L’apicoltura nell’abbazia di Bukfast- Le memorie di un padre dell’apicoltura moderna di Padre Adam edizioni Montaonda
All’inizio del XX secolo le popolazioni di ape europea vennero decimate dall’acariosi nell’isola di Wigth. Padre Adam iniziò l’importazione di sottospecie resistenti all’acaro da tutto il mondo, per selezionare un ibrido resistente al parassita, ora conosciuto come l’ape di Bukfast.
“In tante notti d’inverno, una candela di cera sulla tavola e un fuoco di ciocchi nella stufa di terracotta, il vecchio apicoltore accoglieva i suoi ospiti o dava conforto alla sua anima con una coppa di idromele. Una casa semplice, ma un bere ricco; molto amichevole la chiacchierata intorno al fuoco, assai stimolante il liquore.

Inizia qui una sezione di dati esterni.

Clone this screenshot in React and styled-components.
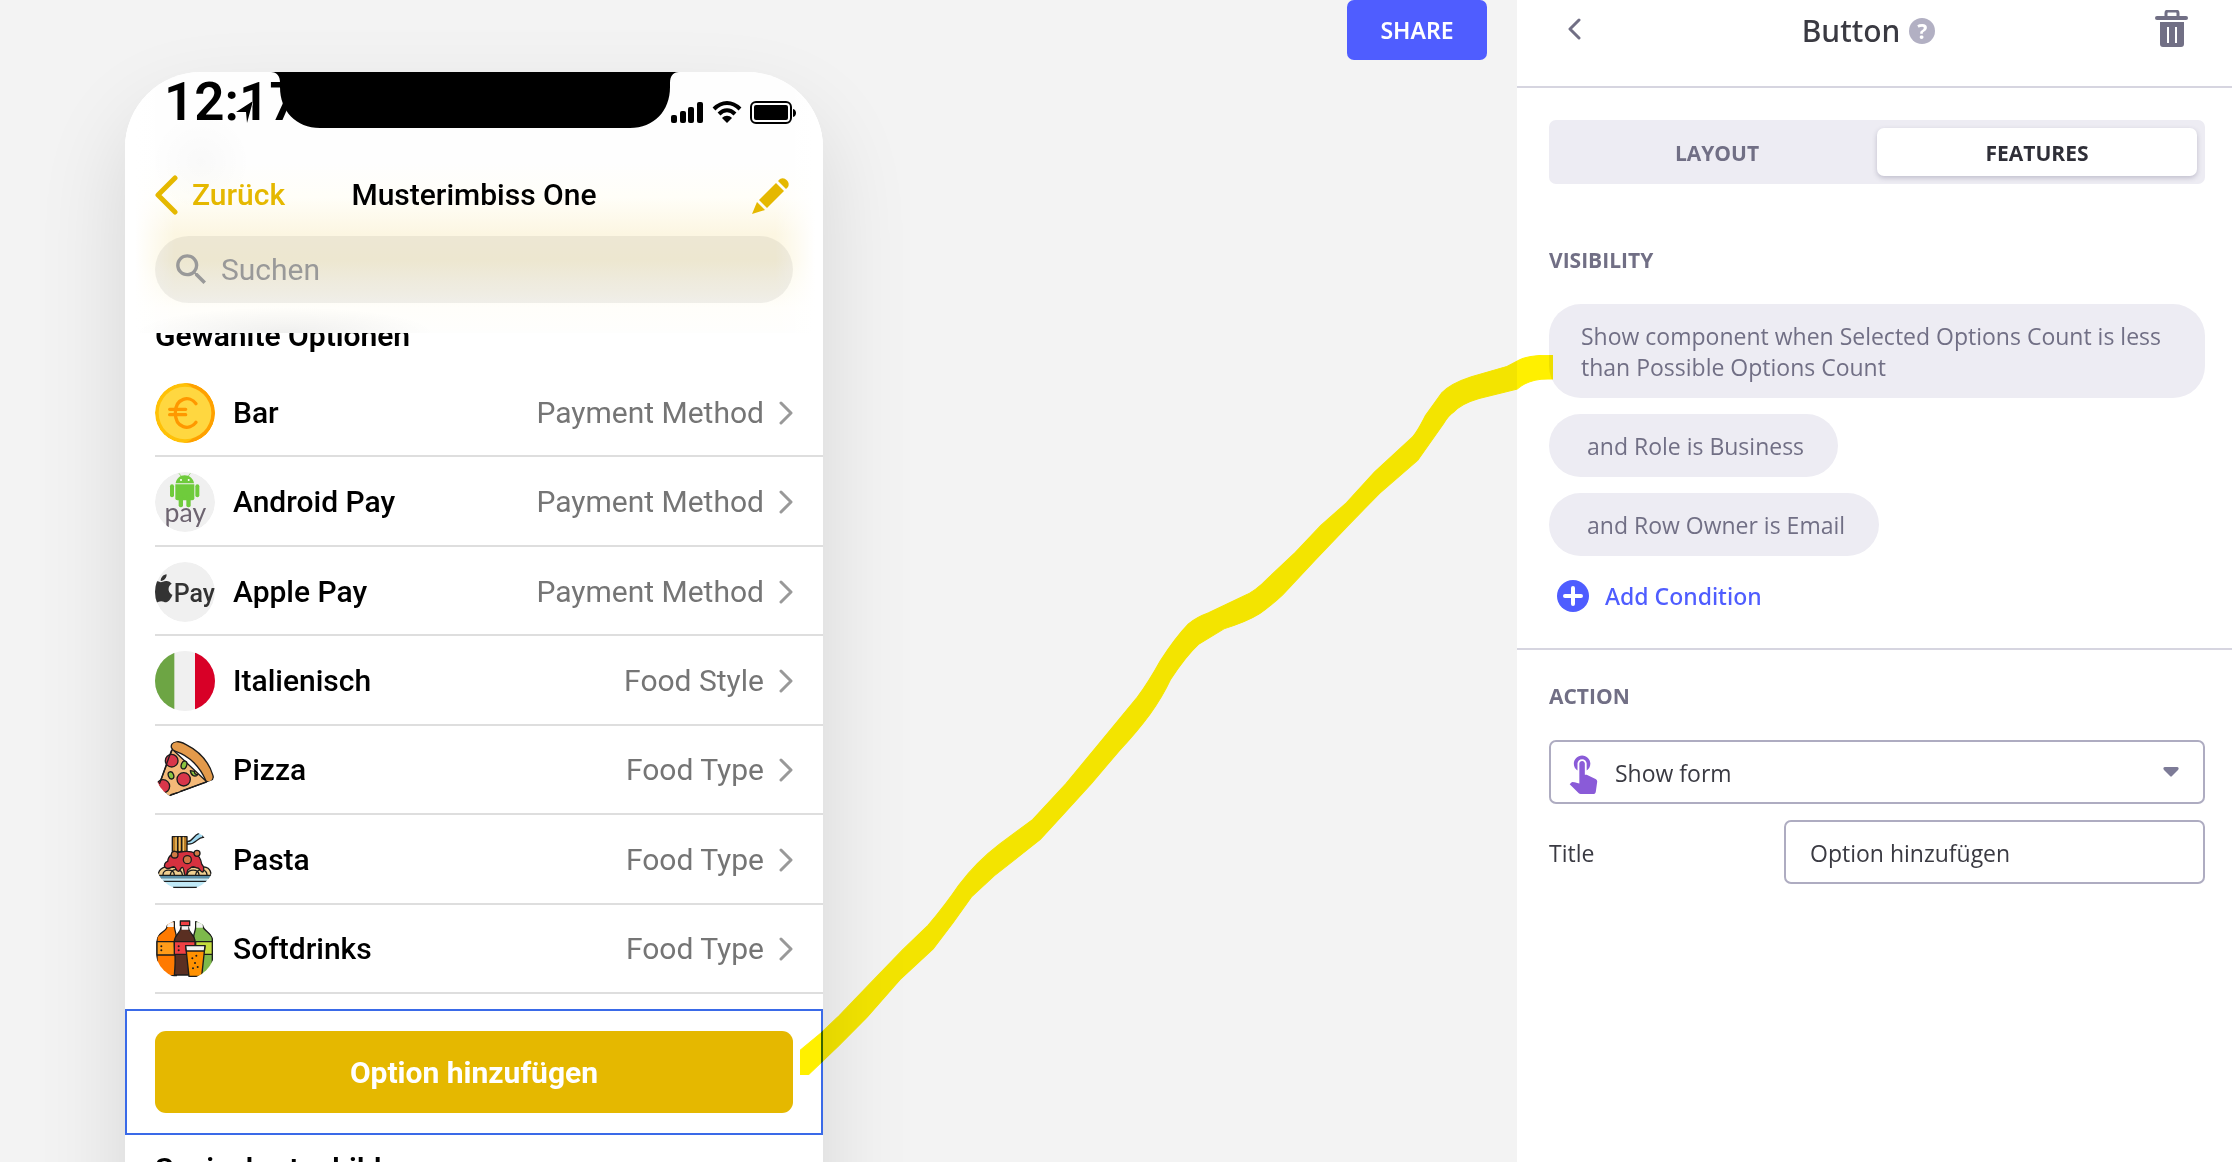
import styled, { createGlobalStyle } from "styled-components";
import { FaApple } from "react-icons/fa";
import { MdSearch, MdTouchApp } from "react-icons/md";

const INK = "#1c1c1c";

const Coin = () => (
  <svg viewBox="0 0 180 180">
    <circle cx="90" cy="90" r="90" fill="#ffc107" />
    <path d="M90 0a90 90 0 0 1 0 180a100 100 0 0 0 60-90a100 100 0 0 0-60-90z" fill="#ffa000" />
    <circle cx="90" cy="90" r="79" fill="#ffd740" />
    <g fill="none" stroke="#ff9800" strokeWidth="10" strokeLinecap="round">
      <path d="M123 62c-19-26-62-18-62 28s43 54 62 28" />
      <path d="M44 79h48M44 95h48" />
    </g>
  </svg>
);

const AndroidPay = () => (
  <svg viewBox="0 0 180 180">
    <circle cx="90" cy="90" r="90" fill="#f0f0f0" />
    <g fill="#6fcb3c">
      <path d="M62 34c2-14 13-24 27-24s26 10 28 24z" />
      <path d="M78 12l-6-8M100 12l6-8" stroke="#6fcb3c" strokeWidth="2" />
      <path d="M61 37h57v42a6 6 0 0 1-6 6H67a6 6 0 0 1-6-6z" />
      <rect x="45" y="37" width="12" height="39" rx="6" />
      <rect x="121" y="37" width="12" height="39" rx="6" />
      <rect x="71" y="70" width="13" height="36" rx="6" />
      <rect x="94" y="70" width="13" height="36" rx="6" />
    </g>
    <circle cx="78" cy="24" r="3" fill="#fff" />
    <circle cx="101" cy="24" r="3" fill="#fff" />
    <text x="91" y="151" textAnchor="middle" fontFamily="Lato, sans-serif" fontSize="80" fill="#6d6470">
      pay
    </text>
  </svg>
);

const ApplePay = () => (
  <svg viewBox="0 0 180 180">
    <circle cx="90" cy="90" r="90" fill="#f0f0f0" />
    <FaApple x="-31" y="31" size={96} color="#333" />
    <text x="56" y="121" fontFamily="Roboto, sans-serif" fontWeight="500" fontSize="75" fill="#333">
      Pay
    </text>
  </svg>
);

const Flag = () => (
  <svg viewBox="0 0 180 180">
    <rect width="180" height="180" fill="#f0f0f0" />
    <rect width="58" height="180" fill="#6da544" />
    <rect x="120" width="60" height="180" fill="#d80027" />
  </svg>
);

const Pizza = () => (
  <svg viewBox="0 0 180 180">
    <g stroke={INK} strokeWidth="4" strokeLinejoin="round" strokeLinecap="round">
      <path d="M52 28L8 146L42 168L156 126z" fill="#f4b978" />
      <circle cx="50" cy="62" r="19" fill="#d9364a" />
      <circle cx="86" cy="118" r="20" fill="#d9364a" />
      <circle cx="24" cy="139" r="20" fill="#d9364a" />
      <ellipse cx="87" cy="75" rx="8" ry="12" fill="#8bc53f" transform="rotate(20 87 75)" />
      <ellipse cx="48" cy="106" rx="8" ry="11" fill="#8bc53f" transform="rotate(-20 48 106)" />
      <path d="M106 92c2 16 14 20 22 12c-8 0-10-6-10-10z" fill="#8bc53f" />
      <path
        d="M52 10c8-10 22-6 40 3c44 22 70 52 82 94c4 16-14 24-22 14C136 82 104 48 62 34c-14-4-16-16-10-24z"
        fill="#e39a4b"
      />
    </g>
    <path d="M0 118L42 0H0zM0 140L38 172L180 118V180H0z" fill="#fff" />
    <path d="M48 164l20-6M76 154l78-28M49 32L14 130" stroke={INK} strokeWidth="4" strokeLinecap="round" />
  </svg>
);

const Pasta = () => (
  <svg viewBox="0 0 180 180">
    <g stroke={INK} strokeWidth="4" strokeLinejoin="round" strokeLinecap="round">
      <path d="M96 34c16 4 18-18 36-24c6-2 12-2 18 0c-8 2-8 10-4 12c-20-2-22 24-50 20z" fill="#9fd8ef" />
      <rect x="52" y="20" width="44" height="44" fill="#b87a23" />
      <path d="M63 22v40M74 22v40M85 22v40" stroke="#f0c46a" />
      <path d="M68 22v40M80 22v40" />
      <path d="M10 136c0-24 24-28 34-24h96c14-4 28 4 28 24z" fill="#f0cf90" />
      <path d="M24 134c0-18 32-18 34 0M46 134c4-22 34-18 36 0M96 134c4-18 34-18 36 0M122 134c4-20 32-18 34 0" fill="none" />
      <path
        d="M30 112c-4-6 0-16 8-18c2-20 18-24 38-28c40-8 60 8 64 36c8 8 8 24 2 24s-8-12-14-12s-8-4-14-4c-8 0-8 8-14 8c-6 4-2 18-8 18s-4-24-10-24s-6 12-12 12c-8 0-6-14-14-14s-16 12-26 2z"
        fill="#d6313f"
      />
      <circle cx="59" cy="74" r="10" fill="#cf7a45" />
      <circle cx="126" cy="70" r="9" fill="#cf7a45" />
      <circle cx="97" cy="89" r="12" fill="#cf7a45" />
      <path d="M10 137h160l-6 8H16z" fill="#6fb7d8" />
      <path d="M16 145h148c-12 16-22 26-34 30H50c-12-4-22-14-34-30z" fill="#bfe9f7" stroke="none" />
    </g>
    <path d="M22 154h136" stroke={INK} strokeWidth="4" />
    <path d="M54 172h72" stroke={INK} strokeWidth="4" />
  </svg>
);

const Drinks = () => (
  <svg viewBox="0 0 180 180">
    <g stroke={INK} strokeWidth="4" strokeLinejoin="round">
      <path d="M36 8h22v16c2 14 6 18 6 32v114H6V56c4-12 28-20 30-32z" fill="#ff7a00" />
      <path d="M6 68h56v40H6z" fill="#ff9c1a" />
      <path d="M122 8h22v16c4 12 28 20 28 36v112h-56V54c0-12 6-18 6-30z" fill="#7db94b" />
      <path d="M122 68h50v38h-50z" fill="#c5dd3d" />
      <path d="M78 24h22c0 20 20 20 20 44c0 36-6 40 0 100H58c6-60 0-64 0-100c0-24 20-24 20-44z" fill="#5a2f22" />
      <path d="M58 68h62v38H58z" fill="#ef4044" />
      <path d="M76 6h28v14H76z" fill="#ef4044" />
      <path d="M92 80h58l-10 92h-38z" fill="#ff9100" />
      <path d="M92 80h58l-2 16H94z" fill="#f3f3f3" />
    </g>
    <path d="M38 10h18v14H36zM124 10h18l2 16h-20zM80 22h20v10H80z" fill="#f3f3f3" />
    <g fill={INK}>
      <circle cx="19" cy="82" r="3" />
      <circle cx="19" cy="94" r="3" />
      <circle cx="71" cy="82" r="3" />
      <circle cx="71" cy="94" r="3" />
      <circle cx="112" cy="118" r="3" />
      <circle cx="124" cy="110" r="3" />
      <circle cx="120" cy="132" r="3" />
      <circle cx="114" cy="148" r="3" />
      <circle cx="128" cy="144" r="3" />
    </g>
  </svg>
);

const options = [
  { name: "Bar", type: "Payment Method", Icon: Coin },
  { name: "Android Pay", type: "Payment Method", Icon: AndroidPay },
  { name: "Apple Pay", type: "Payment Method", Icon: ApplePay },
  { name: "Italienisch", type: "Food Style", Icon: Flag },
  { name: "Pizza", type: "Food Type", Icon: Pizza },
  { name: "Pasta", type: "Food Type", Icon: Pasta },
  { name: "Softdrinks", type: "Food Type", Icon: Drinks },
];

const StatusIcons = () => (
  <svg width="126" height="24" viewBox="0 0 126 24">
    <rect x="0" y="14" width="6" height="8" rx="2" />
    <rect x="9" y="10" width="6" height="12" rx="2" />
    <rect x="17" y="6" width="6" height="16" rx="2" />
    <rect x="26" y="1" width="6" height="21" rx="2" />
    <g fill="none" stroke="#000" strokeWidth="4">
      <path d="M43 8c8-8 18-8 26 0" />
      <path d="M48 13c5-5 11-5 16 0" />
    </g>
    <path d="M51 17c3-3 7-3 10 0l-5 5z" />
    <rect x="80" y="1" width="40" height="21" rx="5" fill="none" stroke="#000" strokeWidth="2" />
    <rect x="83" y="4" width="34" height="15" rx="2" />
    <path d="M122 8c4 1 4 7 0 8z" />
  </svg>
);

const PhonePreview = () => (
  <Phone>
    <AppHeader>
      <StatusBar>
        <Time>12:17</Time>
        <LocationArrow width="17" height="22" viewBox="0 0 17 22">
          <path d="M0 11L17 0L11 22L10 11z" />
        </LocationArrow>
        <Notch width="408" height="56" viewBox="0 0 408 56">
          <path d="M0 0h408c-6 0-9 4-9 11v4c0 24-16 41-40 41H49C25 56 9 39 9 15v-4C9 4 6 0 0 0z" />
        </Notch>
        <StatusIcons />
      </StatusBar>
      <NavBar>
        <BackLink href="#back">
          <svg width="23" height="40" viewBox="0 0 23 40">
            <path d="M20 3L3 20l17 17" fill="none" stroke="#e5b800" strokeWidth="5" strokeLinecap="round" strokeLinejoin="round" />
          </svg>
          Zurück
        </BackLink>
        <NavTitle>Musterimbiss One</NavTitle>
        <EditButton aria-label="Bearbeiten">
          <svg width="38" height="38" viewBox="0 0 38 38" fill="#e5b800">
            <path d="M28 3a6 6 0 0 1 8 8l-2 2l-8-8z" />
            <path d="M24 7l8 8L15 32l-8-8z" />
            <path d="M5 26l8 8l-13 4z" />
          </svg>
        </EditButton>
      </NavBar>
      <SearchBox>
        <MdSearch size={41} />
        <input type="search" placeholder="Suchen" aria-label="Suchen" />
      </SearchBox>
    </AppHeader>
    <SectionHeading>Gewählte Optionen</SectionHeading>
    <OptionList>
      {options.map(({ name, type, Icon }) => (
        <Option key={name}>
          <Thumb>
            <Icon />
          </Thumb>
          <OptionName>{name}</OptionName>
          <OptionType>{type}</OptionType>
          <svg width="16" height="24" viewBox="0 0 16 24">
            <path d="M3 2l10 10L3 22" fill="none" stroke="#999" strokeWidth="3" strokeLinecap="round" strokeLinejoin="round" />
          </svg>
        </Option>
      ))}
    </OptionList>
    <Selection>
      <PrimaryButton>Option hinzufügen</PrimaryButton>
    </Selection>
    <SectionHeading $next>Speisekartenbild</SectionHeading>
  </Phone>
);

const Inspector = () => (
  <Panel>
    <PanelHeader>
      <IconButton aria-label="Back">
        <svg width="21" height="22" viewBox="0 0 21 22">
          <path d="M18 2L9 11l9 9" fill="none" stroke="#716f85" strokeWidth="3" strokeLinecap="round" strokeLinejoin="round" />
        </svg>
      </IconButton>
      <PanelTitle>
        Button <Help>?</Help>
      </PanelTitle>
      <IconButton aria-label="Delete">
        <svg width="34" height="38" viewBox="0 0 34 38" fill="#716f85">
          <path d="M11 7V3a2 2 0 0 1 2-2h8a2 2 0 0 1 2 2v4" fill="none" stroke="#716f85" strokeWidth="3" />
          <rect x="0" y="6" width="33" height="4" rx="2" />
          <path
            fillRule="evenodd"
            d="M5 12h24v22a3 3 0 0 1-3 3H8a3 3 0 0 1-3-3zM12 17v16h2V17zM20 17v16h2V17z"
          />
        </svg>
      </IconButton>
    </PanelHeader>
    <Section>
      <Tabs role="tablist">
        <Tab role="tab" aria-selected="false">LAYOUT</Tab>
        <Tab role="tab" aria-selected="true" $active>FEATURES</Tab>
      </Tabs>
      <Label>VISIBILITY</Label>
      <Conditions>
        <Chip>Show component when Selected Options Count is less than Possible Options Count</Chip>
        <Chip $nested>and Role is Business</Chip>
        <Chip $nested>and Row Owner is Email</Chip>
      </Conditions>
      <AddButton>
        <svg width="32" height="32" viewBox="0 0 32 32">
          <circle cx="16" cy="16" r="16" fill="#4f5dff" />
          <path d="M16 8v16M8 16h16" stroke="#fff" strokeWidth="4" strokeLinecap="round" />
        </svg>
        Add Condition
      </AddButton>
    </Section>
    <Section>
      <Label>ACTION</Label>
      <SelectBox>
        <MdTouchApp size={44} color="#8a5bd8" />
        <select aria-label="Action" defaultValue="form">
          <option value="form">Show form</option>
        </select>
        <svg width="16" height="10" viewBox="0 0 16 10">
          <path d="M2 0h12c2 0 2 2 1 3L9 9c-1 1-1 1-2 0L1 3C0 2 0 0 2 0z" fill="#7d7b97" />
        </svg>
      </SelectBox>
      <Field>
        <label htmlFor="title">Title</label>
        <TextInput id="title" type="text" defaultValue="Option hinzufügen" />
      </Field>
    </Section>
  </Panel>
);

const App = () => {
  return (
    <Page>
      <GlobalStyle />
      <Canvas>
        <PhonePreview />
        <ShareButton>SHARE</ShareButton>
      </Canvas>
      <Inspector />
      <Marker viewBox="39 32 1476 1525" preserveAspectRatio="none">
        <path
          d="M39 1505L80 1468L115 1432L170 1370L240 1292L290 1240Q325 1195 350 1155Q385 1105 430 1068L495 1016L560 940L620 862L700 757
          Q722 725 745 680Q775 630 800 602Q815 588 840 578L910 542Q932 532 955 506L1010 450L1060 393L1110 345L1165 280L1235 210
          Q1245 203 1265 160L1297 112Q1315 92 1355 78L1425 56L1450 42Q1468 32 1515 32V83Q1470 80 1445 104L1370 124
          Q1335 135 1320 153Q1310 160 1300 178L1250 255L1175 325L1110 397L1050 465L985 540Q960 565 940 580Q915 597 870 612
          L820 645Q795 670 765 720Q750 755 725 793Q700 830 665 870L610 940L555 1005L510 1058L420 1135L375 1180Q340 1235 300 1290
          L235 1355L170 1435L115 1495L55 1557H39z"
          fill="#fff000"
          stroke="#fff000"
          strokeWidth="2"
        />
      </Marker>
    </Page>
  );
};

const GlobalStyle = createGlobalStyle`
  * {
    box-sizing: border-box;
  }
  body {
    margin: 0;
    background-color: #f3f3f3;
    overflow: hidden;
  }
  button, input, select {
    font: inherit;
    color: inherit;
  }
  button {
    border: none;
    background: none;
    padding: 0;
    cursor: pointer;
  }
  svg {
    display: block;
    flex: none;
  }
`;

const Page = styled.div`
  position: relative;
  display: flex;
  height: 100vh;
  overflow: hidden;
  font-family: "Open Sans", "Noto Sans", sans-serif;
  font-size: 23px;
  line-height: 31px;
  color: #3a3a42;
`;

const Canvas = styled.main`
  flex: 1;
  display: flex;
  align-items: flex-start;
  justify-content: space-between;
  padding: 0 30px 0 125px;
`;

const ShareButton = styled.button`
  width: 140px;
  height: 60px;
  border-radius: 7px;
  background-color: #4f5dff;
  color: white;
  font-family: "Noto Sans", sans-serif;
  font-weight: 600;
`;

const Marker = styled.svg`
  position: absolute;
  left: 800px;
  top: 355px;
  width: 753px;
  height: 720px;
  mix-blend-mode: multiply;
  pointer-events: none;
`;

const Phone = styled.div`
  width: 698px;
  flex: none;
  margin-top: 72px;
  padding-bottom: 300px;
  border-radius: 76px;
  overflow: hidden;
  background-color: white;
  box-shadow: 0 40px 90px rgba(0, 0, 0, 0.12);
  font-family: Roboto, sans-serif;
  font-size: 30px;
  line-height: 36px;
  color: black;
`;

const AppHeader = styled.header`
  position: relative;
  z-index: 1;
  height: 261px;
  background:
    radial-gradient(ellipse 150px 26px at 160px 100%, rgba(0, 0, 0, 0.06), transparent),
    radial-gradient(circle 50px at 76px 90px, rgba(0, 0, 0, 0.02), transparent),
    linear-gradient(90deg, white 10px, transparent 50px, transparent 650px, white 690px),
    linear-gradient(#fefefe 35%, #fffef8 48%, #fcf6e2 62%, #fcf6de 72%, #fffefa 90%, #fefefd);
`;

const StatusBar = styled.div`
  position: relative;
  display: flex;
  align-items: flex-start;
  justify-content: space-between;
  height: 84px;
  padding: 0 26px 0 39px;
  > svg:last-child {
    margin-top: 29px;
  }
`;

const Time = styled.span`
  font-size: 53px;
  font-weight: 600;
  line-height: 60px;
`;

const LocationArrow = styled.svg`
  position: absolute;
  left: 111px;
  top: 29px;
  stroke: white;
  stroke-width: 1px;
  paint-order: stroke;
`;

const Notch = styled.svg`
  position: absolute;
  left: 146px;
  top: 0;
`;

const NavBar = styled.nav`
  display: grid;
  grid-template-columns: 1fr auto 1fr;
  align-items: center;
  height: 78px;
  margin-bottom: 2px;
  padding: 0 30px;
  font-weight: 500;
`;

const BackLink = styled.a`
  display: flex;
  align-items: center;
  gap: 14px;
  color: #e5b800;
  text-decoration: none;
`;

const NavTitle = styled.span`
  font-weight: 500;
`;

const EditButton = styled.button`
  justify-self: end;
  padding-right: 3px;
`;

const SearchBox = styled.div`
  display: flex;
  align-items: center;
  gap: 9px;
  height: 67px;
  margin: 0 30px;
  padding: 0 16px;
  border-radius: 34px;
  background-color: rgba(0, 0, 0, 0.06);
  color: #999;
  input {
    flex: 1;
    border: none;
    padding: 0;
    background: none;
    outline: none;
  }
  input::placeholder {
    color: #999;
  }
`;

const SectionHeading = styled.h2`
  margin: ${(p) => (p.$next ? "16px 30px 0" : "-15px 30px 14px")};
  font-size: 30px;
  font-weight: 600;
`;

const OptionList = styled.ul`
  display: grid;
  grid-auto-rows: 1fr;
  height: 626px;
  margin: 0 0 15px 30px;
  padding: 0;
  list-style: none;
`;

const Option = styled.li`
  display: flex;
  align-items: center;
  padding: 2px 29px 0 0;
  border-bottom: 2px solid #dedede;
`;

const Thumb = styled.div`
  width: 60px;
  height: 60px;
  margin-right: 18px;
  border-radius: 50%;
  overflow: hidden;
`;

const OptionName = styled.span`
  flex: 1;
  font-weight: 500;
`;

const OptionType = styled.span`
  margin-right: 14px;
  color: #757575;
`;

const Selection = styled.div`
  padding: 20px 28px;
  border: 2px solid #3a6ae8;
`;

const PrimaryButton = styled.button`
  display: block;
  width: 100%;
  height: 82px;
  padding-top: 2px;
  border-radius: 11px;
  background-color: #e5b800;
  color: white;
  font-weight: 700;
`;

const Panel = styled.aside`
  flex: 0 0 715px;
  background-color: white;
`;

const PanelHeader = styled.div`
  display: flex;
  align-items: flex-start;
  justify-content: space-between;
  height: 88px;
  padding: 10px 43px 0 44px;
  border-bottom: 2px solid #d6d5e0;
`;

const IconButton = styled.button`
  display: flex;
  align-items: center;
  height: 37px;
`;

const PanelTitle = styled.h1`
  display: flex;
  align-items: center;
  gap: 9px;
  margin: 0;
  font-family: "Noto Sans", sans-serif;
  font-size: 30px;
  font-weight: 500;
  line-height: 42px;
`;

const Help = styled.span`
  width: 26px;
  height: 26px;
  border-radius: 50%;
  background-color: #b2b0c3;
  color: white;
  font-size: 21px;
  font-weight: 700;
  line-height: 26px;
  text-align: center;
`;

const Section = styled.section`
  padding: 32px 27px 36px 32px;
  & + & {
    border-top: 2px solid #d6d5e0;
  }
`;

const Tabs = styled.div`
  display: grid;
  grid-template-columns: 1fr 1fr;
  height: 64px;
  margin-bottom: 62px;
  padding: 8px;
  border-radius: 7px;
  background-color: #edecf3;
`;

const Tab = styled.button`
  padding-top: 2px;
  border-radius: 7px;
  font-size: 21px;
  font-weight: 700;
  color: ${(p) => (p.$active ? "#2f2f38" : "#716f85")};
  background-color: ${(p) => (p.$active ? "white" : "transparent")};
  box-shadow: ${(p) => (p.$active ? "0 2px 5px rgba(60, 55, 90, 0.25)" : "none")};
`;

const Label = styled.h2`
  margin: 0 0 30px;
  font-size: 21px;
  font-weight: 700;
  line-height: 28px;
  color: #716f85;
`;

const Conditions = styled.div`
  display: flex;
  flex-direction: column;
  align-items: flex-start;
  gap: 16px;
`;

const Chip = styled.div`
  padding: ${(p) => (p.$nested ? "17px 34px 15px 38px" : "17px 32px 15px")};
  border-radius: 32px;
  background-color: #edecf3;
  color: #716f85;
`;

const AddButton = styled.button`
  display: flex;
  align-items: center;
  gap: 16px;
  height: 32px;
  margin: 24px 0 0 8px;
  color: #4f5dff;
  font-family: "Noto Sans", sans-serif;
  font-weight: 500;
`;

const SelectBox = styled.div`
  display: flex;
  align-items: center;
  height: 64px;
  margin-bottom: 16px;
  padding: 0 24px 0 10px;
  border: 2px solid #aeacc1;
  border-radius: 7px;
  select {
    flex: 1;
    height: 60px;
    padding: 2px 0 0 10px;
    border: none;
    background: none;
    appearance: none;
    outline: none;
  }
`;

const Field = styled.div`
  display: grid;
  grid-template-columns: 235px 1fr;
  align-items: center;
  label {
    padding-top: 2px;
  }
`;

const TextInput = styled.input`
  width: 100%;
  height: 64px;
  padding: 2px 24px 0;
  border: 2px solid #aeacc1;
  border-radius: 7px;
  background: white;
  outline: none;
`;

export default App;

Per molti anni stazionò nella Piana di Salisbury un capanno da pastore su ruote, in mezzo a cespugli di ginestrone, e circondato da alveari: difficilmente un passante avrebbe notato gli alveari in mezzo ai cespugli, e forse nemmeno il capanno, se a volte la tempesta non avesse spinto vortici di fumo attraverso il sentiero, catturando la sua attenzione.
In quella capanna viveva un uomo solitario, che aveva viaggiato in terre lontane, gettando alla fine l’ancora tra le sue api nella piana di Salisbury.
Vendeva il suo miele, fabbricava le sue candele, metteva a fermentare il suo idromele. La notte, che la tormenta ululasse, che la capanna fosse scossa e tremasse, lui era felice di starsene sdraiato sul suo giaciglio, rileggendo le pagine che aveva scritto e sorseggiando l’idromele che aveva spillato dalla botticella nella piccola rimessa all’esterno. Il suo era probabilmente un lavoro di filosofia di poco valore, ma egli era un filosofo in essenza.
L’idromele riscaldava il suo cuore solitario ed era l’unica concessione a un lusso che peraltro disdegnava. Lasciava scorrere il mondo e non era avido di eleganza e prelibatezze, per cui altri si danno tanto da fare”.